This coming summer, a group of Yale students and faculty will travel to Kenya and Zimbabwe to educate about a hundred African students as a part of the Yale Young African Scholars program.
YYAS, in its second year and modeled on the Yale Young Global Scholars Program — an intensive two-week summer program for high school students from around the globe — recently released its application for the upcoming summer. Unlike the upcoming program, YYAS’s pilot run took place in Ghana and Ethiopia in August. YYGS Deputy Director and YYAS organizer Erin Schutte ’12 said the program exposed 100 African students to a sample of American higher education through seminars, lectures and college preparatory courses — all in less then a week. Admission will likely be competitive, Schutte said — last year, YYAS was only able to accept eight percent of applications. YYAS admits driven and promising students, she added.
“We look for academic achievement, leadership potential and an interest in going to college in the United States,” Schutte said. “But we also look for students who demonstrate a commitment to giving back to their community.”
YYAS fits into Yale’s broader Africa Initiative — launched in September 2013 by University President Peter Salovey — which seeks to recruit more Africans to Yale. YYAS Instructors Eno Inyangete ’16 and Yaa Ampofo ’16 said the program is an outlet to inform African students about academic opportunities in the United States.
Metabel Markwei ’15, who grew up in Ghana and visited YYAS last summer, said she believes the program helps students prepare not only for American universities, but also for universities anywhere else in the world.
“The program motivates students to think about higher education in places like Ghana or America, and I think that’s powerful,” she said. “The transition to higher education here is not that easy, even if someone was exposed to an international curriculum.”
Because YYAS covers tuition and room and board for its students, Markwei said, the program is more accessible to low-income families. Most of these students cannot afford to pay tuition, she added, which makes a zero dollar tuition vital to the program’s success.
Program Manager Helinna Ayalew GRD ’14, who grew up in Ethiopia, said the program’s minimal cost enables it to reach a diverse set of students.
“Part of the rationale of making the program free is to make the program as accessible as possible to students of all backgrounds,” she said. “We try to reach students who wouldn’t normally have access to these sorts of opportunities.”
Ampofo said the two initial countries, Ghana and Ethiopia, were chosen with student recruitment in mind. In Ghana, a strong, Yale alumni network suggested local schools to visit, some of which had not previously sent students to American universities. YYAS entered Ethiopia for the opposite reason, Ampofo added. Because the Ethiopian alumni network was minimal, she said, program coordinators sought to strengthen it.
“We wanted to choose one place with a really solid grounding and then another where we could try something new,” Ampofo said.
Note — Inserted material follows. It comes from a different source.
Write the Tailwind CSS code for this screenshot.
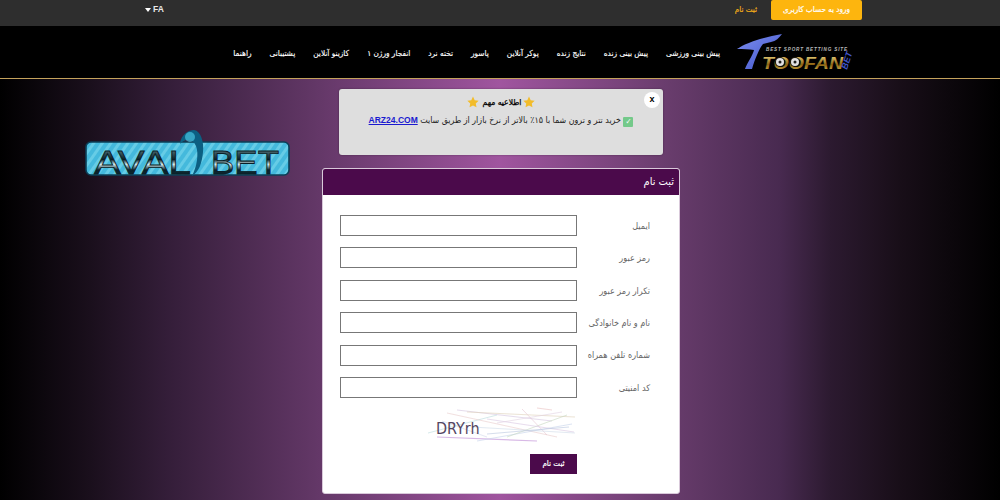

But Inyangete said the primary goal of the program was not to increase awareness of American universities. The main purpose was instead to expose students to critical and imaginative thinking, since many African high schools require students to memorize and repeat material rather than pursuing innovative avenues for learning.
While Ayalew said YYAS — which is relocating to Kenya and Zimbabwe next year — is still in an exploratory phase and is simply looking to see what other countries are like, Schutte said she has bigger plans in mind. Schutte added that she would like the program to become a meeting point for students from different areas.
“We’re exploring this idea of creating regional hubs in Africa. Its not our intention to provide a program for students only from the host country,” she said. “We want students to come from the entire region, so we’re exploring new countries to determine where the best place to host this program is.”
Andre Monteiro ’18, who spent part of his adolescence in Libya and traveled to several countries in Northern Africa while there, said he believes the education YYAS provides, however brief, could improve economic development in relatively impoverished regions.